● **EXERCISE TASK**
Pick out all lines of the entries that include the word "React" and copy them.

● **RECORD EXCERPTS**

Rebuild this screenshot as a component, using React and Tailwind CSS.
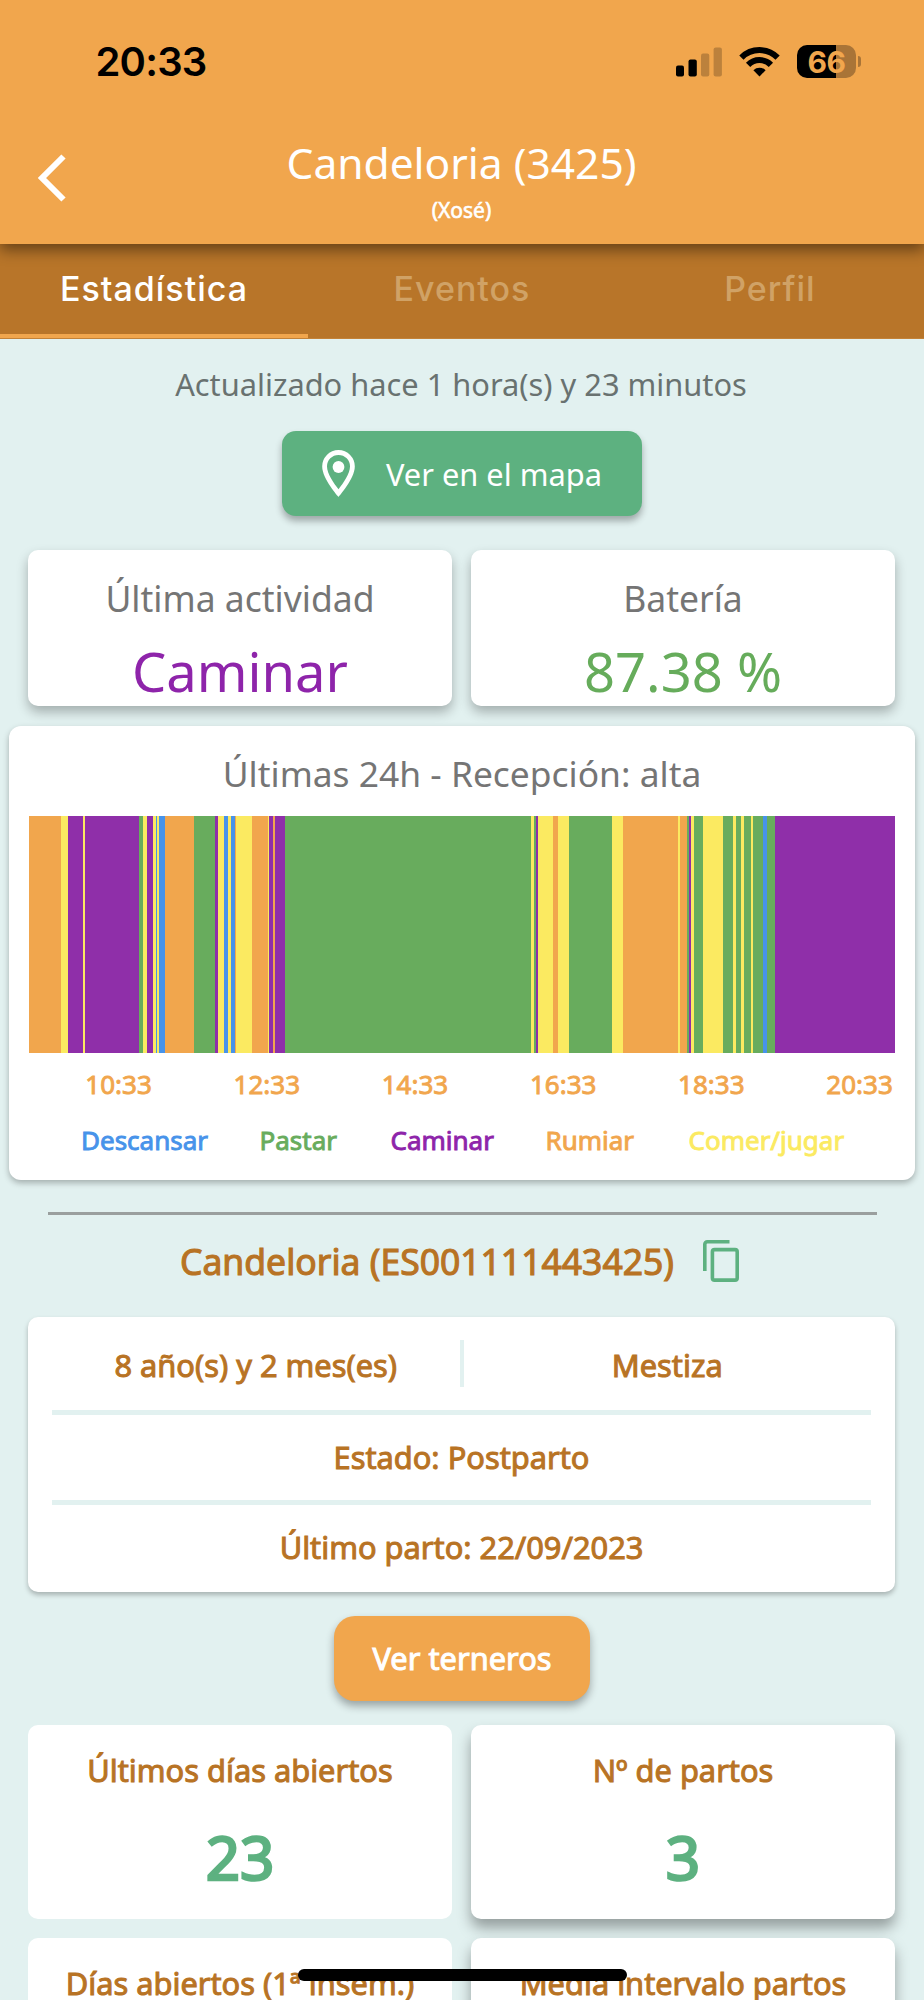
import React from "react";

const ORANGE = "#f1a64d";
const GREEN = "#68ac5d";
const PURPLE = "#8f2fa9";
const YELLOW = "#fbea61";
const BLUE = "#4793ea";

// activity blocks of the last 24h: [color, end]
const segments = [
  [ORANGE, 61], [YELLOW, 67.5], [PURPLE, 83.3], [YELLOW, 85], [PURPLE, 139],
  [GREEN, 143], [YELLOW, 147], [PURPLE, 153], [YELLOW, 156], [BLUE, 157],
  [YELLOW, 159], [BLUE, 165], [ORANGE, 194], [GREEN, 215], [PURPLE, 218],
  [YELLOW, 224], [BLUE, 228], [YELLOW, 231], [BLUE, 235], [ORANGE, 236.3],
  [YELLOW, 252], [ORANGE, 268], [YELLOW, 269.3], [PURPLE, 273], [ORANGE, 274.7],
  [PURPLE, 285], [GREEN, 531], [YELLOW, 534], [GREEN, 535.7], [PURPLE, 538],
  [YELLOW, 553.5], [ORANGE, 558.3], [YELLOW, 569], [GREEN, 612.5], [YELLOW, 623],
  [ORANGE, 678], [YELLOW, 680], [ORANGE, 687.5], [GREEN, 689], [PURPLE, 691.3],
  [YELLOW, 694], [GREEN, 703.3], [YELLOW, 723], [GREEN, 733.5], [YELLOW, 736],
  [GREEN, 741.3], [YELLOW, 743.7], [GREEN, 750.7], [YELLOW, 753], [GREEN, 763.5],
  [BLUE, 767.5], [GREEN, 775.5], [PURPLE, 895],
];

const hours = ["10:33", "12:33", "14:33", "16:33", "18:33", "20:33"];

const StatusBar = () => (
  <div className="flex h-[123px] items-center pl-[95.5px] pr-[63px] font-['Inter'] text-black">
    <span className="text-[40px] font-semibold leading-none tracking-[-0.8px]">20:33</span>
    <div className="ml-auto flex items-center">
      <svg width="46" height="30" viewBox="0 0 46 30">
        <rect x="0" y="18.5" width="8" height="11" rx="2" />
        <rect x="12.5" y="12.5" width="8.3" height="17" rx="2" />
        <rect x="25" y="6.5" width="8.3" height="23" rx="2" opacity=".22" />
        <rect x="37.6" y="0.5" width="8.3" height="29" rx="2" opacity=".22" />
      </svg>
      <svg className="ml-[17px]" width="41" height="30" viewBox="0 0 41 30" fill="none" stroke="#000" strokeWidth="6">
        <path d="M2.4 10.6a25.6 25.6 0 0 1 36.2 0" />
        <path d="M9.1 17.8a16.1 16.1 0 0 1 22.8 0" />
        <path d="M20.5 29.5 14.4 23.2a8.8 8.8 0 0 1 12.2 0Z" fill="#000" stroke="none" />
      </svg>
      <div className="ml-[17px] flex h-[33px] w-[59px] items-center justify-center rounded-[10px] bg-[linear-gradient(90deg,#000_66%,#a97437_66%)] text-[30px] font-bold leading-none tracking-[-0.5px] text-[#f1a64d]">
        66
      </div>
      <div className="ml-[2px] h-[11px] w-[3px] rounded-r-full bg-[#a97437]" />
    </div>
  </div>
);

const Header = () => (
  <div className="relative z-10 h-[244px] bg-[#f1a64d] shadow-[0_6px_14px_rgba(0,0,0,0.45)]">
    <StatusBar />
    <div className="flex">
      <div className="w-[120px] pl-[37px] pt-[31px]">
        <svg width="30" height="48" viewBox="0 0 30 48" fill="none" stroke="#fff" strokeWidth="6">
          <path d="M26.5 2.5 5 24l21.5 21.5" />
        </svg>
      </div>
      <div className="flex-1 text-center text-white">
        <h1 className="mt-[10px] text-[42.5px] leading-[60px]">Candeloria (3425)</h1>
        <p className="mt-[2px] text-[21px] leading-[30px] [-webkit-text-stroke:0.6px_white]">(Xosé)</p>
      </div>
      <div className="w-[121px]" />
    </div>
  </div>
);

const Tabs = () => (
  <div className="flex h-[95px] border-b border-[#c38238] bg-[#b87529] font-['Inter'] text-[34px] font-medium tracking-[1px] text-[#d0a266]">
    <div className="w-1/3 border-b-[4px] border-[#f1a64d] pt-[20px] text-center leading-[50px] text-white">Estadística</div>
    <div className="w-1/3 pt-[20px] text-center leading-[50px]">Eventos</div>
    <div className="w-1/3 pt-[20px] text-center leading-[50px]">Perfil</div>
  </div>
);

const Chart = () => (
  <div className="mx-[9px] mt-[20px] h-[454px] rounded-xl bg-white px-[19.5px] pt-[22px] shadow-[0_3px_6px_rgba(0,0,0,0.28)]">
    <h2 className="text-center text-[35.4px] leading-[50px] text-[#757575]">Últimas 24h - Recepción: alta</h2>
    <div className="mt-[18px] flex h-[237px]">
      {segments.map(([color, end], i) => {
        const start = i ? segments[i - 1][1] : 28.5;
        return <div key={i} style={{ width: end - start, background: color }} />;
      })}
    </div>
    <div className="ml-[16px] mt-[11px] flex text-[26px] leading-[40px] text-[#f1a64d] [-webkit-text-stroke:0.9px_#f1a64d]">
      {hours.map((hour) => (
        <span key={hour} className="w-[148.2px] shrink-0 text-center">{hour}</span>
      ))}
    </div>
    <div className="ml-[52.5px] mt-[16px] flex text-[26px] leading-[40px]">
      <span className="w-[178.5px] text-[#4793ea] [-webkit-text-stroke:0.9px_#4793ea]">Descansar</span>
      <span className="w-[131px] text-[#68ac5d] [-webkit-text-stroke:0.9px_#68ac5d]">Pastar</span>
      <span className="w-[155px] text-[#8e24aa] [-webkit-text-stroke:0.9px_#8e24aa]">Caminar</span>
      <span className="w-[143px] text-[#f1a64d] [-webkit-text-stroke:0.9px_#f1a64d]">Rumiar</span>
      <span className="text-[#fbea61] [-webkit-text-stroke:0.9px_#fbea61]">Comer/jugar</span>
    </div>
  </div>
);

const App = () => {
  return (
    <div className="relative h-[2000px] w-[924px] overflow-hidden bg-[#e2f1f0] font-['Noto_Sans','Open_Sans',sans-serif]">
      <Header />
      <Tabs />

      <p className="mt-[24px] pr-[2px] text-center text-[30.8px] leading-[42px] text-[#697270]">
        Actualizado hace 1 hora(s) y 23 minutos
      </p>

      <button className="mx-auto mt-[26px] flex h-[85px] w-[360px] items-center rounded-[14px] bg-[#5db180] pl-[40px] text-white shadow-[0_5px_7px_rgba(0,0,0,0.3)]">
        <svg width="33" height="48" viewBox="0 0 33 48" fill="#fff">
          <path fillRule="evenodd" d="M16.5 0A16.3 16.3 0 0 0 .2 16.6C.2 29 16.5 47 16.5 47S32.8 29 32.8 16.6A16.3 16.3 0 0 0 16.5 0Zm0 4.9a11.5 11.5 0 0 1 11.5 11.7c0 7.2-6.8 16.8-11.5 22.7C11.8 33.4 5 23.8 5 16.6A11.5 11.5 0 0 1 16.5 4.9Z" />
          <circle cx="16.5" cy="17" r="5.9" />
        </svg>
        <span className="ml-[31px] text-[30.8px] leading-[42px]">Ver en el mapa</span>
      </button>

      <div className="ml-[28px] mr-[29px] mt-[34px] flex gap-[19px]">
        <div className="h-[156px] flex-1 rounded-[10px] bg-white pt-[23px] text-center shadow-[0_6px_12px_rgba(0,0,0,0.28)]">
          <h2 className="text-[35.5px] leading-[50px] text-[#757575]">Última actividad</h2>
          <p className="mt-[18px] text-[54.3px] leading-[60px] text-[#8e24aa]">Caminar</p>
        </div>
        <div className="h-[156px] flex-1 rounded-[10px] bg-white pt-[23px] text-center shadow-[0_6px_12px_rgba(0,0,0,0.28)]">
          <h2 className="text-[35.5px] leading-[50px] text-[#757575]">Batería</h2>
          <p className="mt-[18px] text-[54.3px] leading-[60px] text-[#66ac5b]">87.38 %</p>
        </div>
      </div>

      <Chart />

      <div className="mx-[47.5px] mt-[32px] h-[2.5px] bg-[#9a9f9e]" />

      <div className="mt-[21.5px] flex h-[50px] items-center pl-[180px] text-[#b87324]">
        <h2 className="w-[523px] text-[35.5px] leading-[50px] [-webkit-text-stroke:1.1px_#b87324]">
          Candeloria (ES001111443425)
        </h2>
        <svg width="36" height="42" viewBox="0 0 36 42" fill="none" stroke="#5db180" strokeWidth="3.6">
          <path d="M1.8 31V4.3a2.5 2.5 0 0 1 2.5-2.5H26.5" />
          <rect x="9.4" y="9.6" width="24.8" height="30.5" rx="2.2" />
        </svg>
      </div>

      <div className="ml-[28px] mr-[29px] mt-[31px] h-[275px] rounded-[10px] bg-white px-[24px] text-center text-[30.8px] leading-[42px] text-[#b87324] shadow-[0_3px_5px_rgba(0,0,0,0.26)] [-webkit-text-stroke:1px_#b87324]">
        <div className="flex h-[93px] items-center">
          <span className="flex-1 pt-[2px]">8 año(s) y 2 mes(es)</span>
          <div className="h-[47px] w-[4px] bg-[#e2f1f0]" />
          <span className="flex-1 pt-[2px]">Mestiza</span>
        </div>
        <div className="h-[5px] bg-[#e2f1f0]" />
        <p className="h-[85px] pt-[21px]">Estado: Postparto</p>
        <div className="h-[5px] bg-[#e2f1f0]" />
        <p className="pt-[21px]">Último parto: 22/09/2023</p>
      </div>

      <button className="mx-auto mt-[24px] flex h-[85px] w-[256px] items-center justify-center rounded-[21px] bg-[#f1a64d] text-[30.8px] text-white shadow-[0_5px_8px_rgba(0,0,0,0.32)] [-webkit-text-stroke:1px_white]">
        Ver terneros
      </button>

      <div className="ml-[28px] mr-[29px] mt-[24px] grid grid-cols-2 gap-[19px] text-center text-[30.8px] leading-[42px] text-[#b87324] [-webkit-text-stroke:1px_#b87324]">
        <div className="h-[194px] rounded-[10px] bg-white pt-[24px]">
          <h3>Últimos días abiertos</h3>
          <p className="mt-[31px] text-[60px] leading-[70px] text-[#5db180] [-webkit-text-stroke:2.5px_#5db180]">23</p>
        </div>
        <div className="h-[194px] rounded-[10px] bg-white pt-[24px] shadow-[0_9px_14px_rgba(0,0,0,0.34)]">
          <h3>Nº de partos</h3>
          <p className="mt-[31px] text-[60px] leading-[70px] text-[#5db180] [-webkit-text-stroke:2.5px_#5db180]">3</p>
        </div>
        <div className="h-[194px] rounded-[10px] bg-white pt-[24px]">
          <h3>Días abiertos (1ª insem.)</h3>
        </div>
        <div className="h-[194px] rounded-[10px] bg-white pt-[24px] shadow-[0_9px_14px_rgba(0,0,0,0.34)]">
          <h3>Media intervalo partos</h3>
        </div>
      </div>

      {/* home indicator */}
      <div className="absolute left-[298px] top-[1969px] h-[12px] w-[329px] rounded-full bg-black" />
    </div>
  );
};

export default App;
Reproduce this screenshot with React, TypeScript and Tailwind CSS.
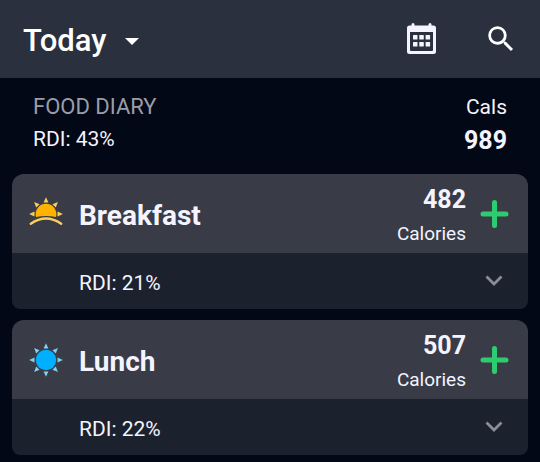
import React from "react";

function CalendarIcon() {
  return (
    <svg viewBox="0 0 34 34" className="size-[34px]" aria-hidden="true">
      <path
        fill="#f3f4ff"
        fillRule="evenodd"
        d="M8 1a1.500 1.500 0 0 1 1.500 1.500V3.500h14V2.500a1.500 1.500 0 0 1 3 0V3.500H28.500a2.500 2.500 0 0 1 2.500 2.500v23.500a2.500 2.500 0 0 1-2.500 2.500h-24A2.500 2.500 0 0 1 2 29.500V6A2.500 2.500 0 0 1 4.500 3.500h2V2.500A1.500 1.500 0 0 1 8 1ZM5 10v18a1 1 0 0 0 1 1h21a1 1 0 0 0 1-1V10Z"
      />
      <g fill="#f3f4ff">
        {[13, 20].map((y) =>
          [8, 14.3, 20.6].map((x) => (
            <rect key={`${x}-${y}`} x={x} y={y} width="4.500" height="4.500" rx="0.600" />
          )),
        )}
      </g>
    </svg>
  );
}

function SearchIcon() {
  return (
    <svg viewBox="0 0 24 24" className="size-[34px]" fill="#fff" aria-hidden="true">
      <path d="M15.500 14h-.79l-.28-.27A6.471 6.471 0 0 0 16 9.500 6.500 6.500 0 1 0 9.500 16c1.610 0 3.090-.59 4.230-1.570l.27.28v.79l5 4.990L20.490 19l-4.990-5zm-6 0C7.010 14 5 11.990 5 9.500S7.010 5 9.500 5 14 7.010 14 9.500 11.990 14 9.500 14z" />
    </svg>
  );
}

const sunRays = [0, 45, 90, 135, 180, 225, 270, 315];
const dawnRays = [270, 315, 0, 45, 90];

function SunriseIcon() {
  return (
    <svg viewBox="0 0 34 34" className="size-[34px]" aria-hidden="true">
      <g fill="#f8cf62">
        {dawnRays.map((a) => (
          <path key={a} d="M17 .2 19.400 5.500H14.600Z" transform={`rotate(${a} 17 17)`} />
        ))}
      </g>
      <path d="M7 20A10.400 10.400 0 1 1 27 20Q17 17.800 7 20Z" fill="#ffb300" />
      <path d="M1.800 26.800Q17 16.200 32.200 26.800" fill="none" stroke="#f8cf62" strokeWidth="2.400" strokeLinecap="round" />
    </svg>
  );
}

function SunIcon() {
  return (
    <svg viewBox="0 0 34 34" className="size-[34px]" aria-hidden="true">
      <g fill="#82d0ed">
        {sunRays.map((a) => (
          <path key={a} d="M17 .2 19.400 5.500H14.600Z" transform={`rotate(${a} 17 17)`} />
        ))}
      </g>
      <circle cx="17" cy="17" r="10.200" fill="#00b0ff" />
    </svg>
  );
}

function Meal({ name, calories, rdi, icon }: { name: string; calories: number; rdi: number; icon: React.ReactNode }) {
  return (
    <section className="overflow-hidden rounded-t-xl rounded-b-lg bg-[#1c212e]">
      <div className="flex h-[79px] items-center bg-[#393b47] pr-[18px] pl-[17px]">
        {icon}
        <h2 className="ml-4 flex-1 pt-1 text-[28px] leading-8 font-bold">{name}</h2>
        <p className="pt-1 text-right">
          <span className="block text-[25px] leading-9 font-bold">{calories}</span>
          <span className="block text-[19px] leading-8">Calories</span>
        </p>
        <button type="button" aria-label={`Add to ${name}`} className="ml-3">
          <svg viewBox="0 0 32 32" className="size-8" fill="none" stroke="#2ecc71" strokeWidth="5" strokeLinecap="round" aria-hidden="true">
            <path d="M16.500 4.500v23M5 16h23" />
          </svg>
        </button>
      </div>
      <div className="flex h-14 items-center justify-between pr-[25px] pl-[67px]">
        <p className="pt-1 text-[21px] leading-7">RDI: {rdi}%</p>
        <button type="button" aria-label={`Show ${name} details`}>
          <svg viewBox="0 0 18 12" className="h-3 w-[18px]" fill="none" stroke="#898d98" strokeWidth="2.800" aria-hidden="true">
            <path d="m1.500 1.500 7.500 7.500 7.500-7.500" />
          </svg>
        </button>
      </div>
    </section>
  );
}

export default function App() {
  return (
    <div className="min-h-screen bg-[#020815] pb-[7px] font-[Roboto,sans-serif] text-[#f3f4ff]">
      <header className="flex h-[78px] items-center bg-[#2a303e] pr-[22px] pl-[23px] text-white">
        <button type="button" className="flex items-center gap-[18px] pt-1 text-[31px] leading-9 font-medium">
          Today
          <svg viewBox="0 0 14 7" className="h-[7px] w-[14px]" fill="currentColor" aria-hidden="true">
            <path d="M0 0h14L7 7Z" />
          </svg>
        </button>
        <button type="button" aria-label="Open calendar" className="ml-auto">
          <CalendarIcon />
        </button>
        <button type="button" aria-label="Search" className="ml-[45px]">
          <SearchIcon />
        </button>
      </header>
      <main className="px-3">
        <div className="flex h-24 justify-between px-[21px] pt-[13px]">
          <div className="leading-8">
            <h1 className="text-[22px] leading-8 text-[#9a9da8]">FOOD DIARY</h1>
            <p className="text-[21px] leading-8">RDI: 43%</p>
          </div>
          <p className="text-right">
            <span className="block text-[21px] leading-8">Cals</span>
            <span className="block text-[25px] leading-9 font-bold">989</span>
          </p>
        </div>
        <div className="flex flex-col gap-[11px]">
          <Meal name="Breakfast" calories={482} rdi={21} icon={<SunriseIcon />} />
          <Meal name="Lunch" calories={507} rdi={22} icon={<SunIcon />} />
        </div>
      </main>
    </div>
  );
}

● **EXERCISE RESULT**
Rebuild this screenshot as a component, using React and Tailwind CSS.
import React from "react";
Reproduce this screenshot with React, TypeScript and Tailwind CSS.
import React from "react";
function Meal({ name, calories, rdi, icon }: { name: string; calories: number; rdi: number; icon: React.ReactNode }) {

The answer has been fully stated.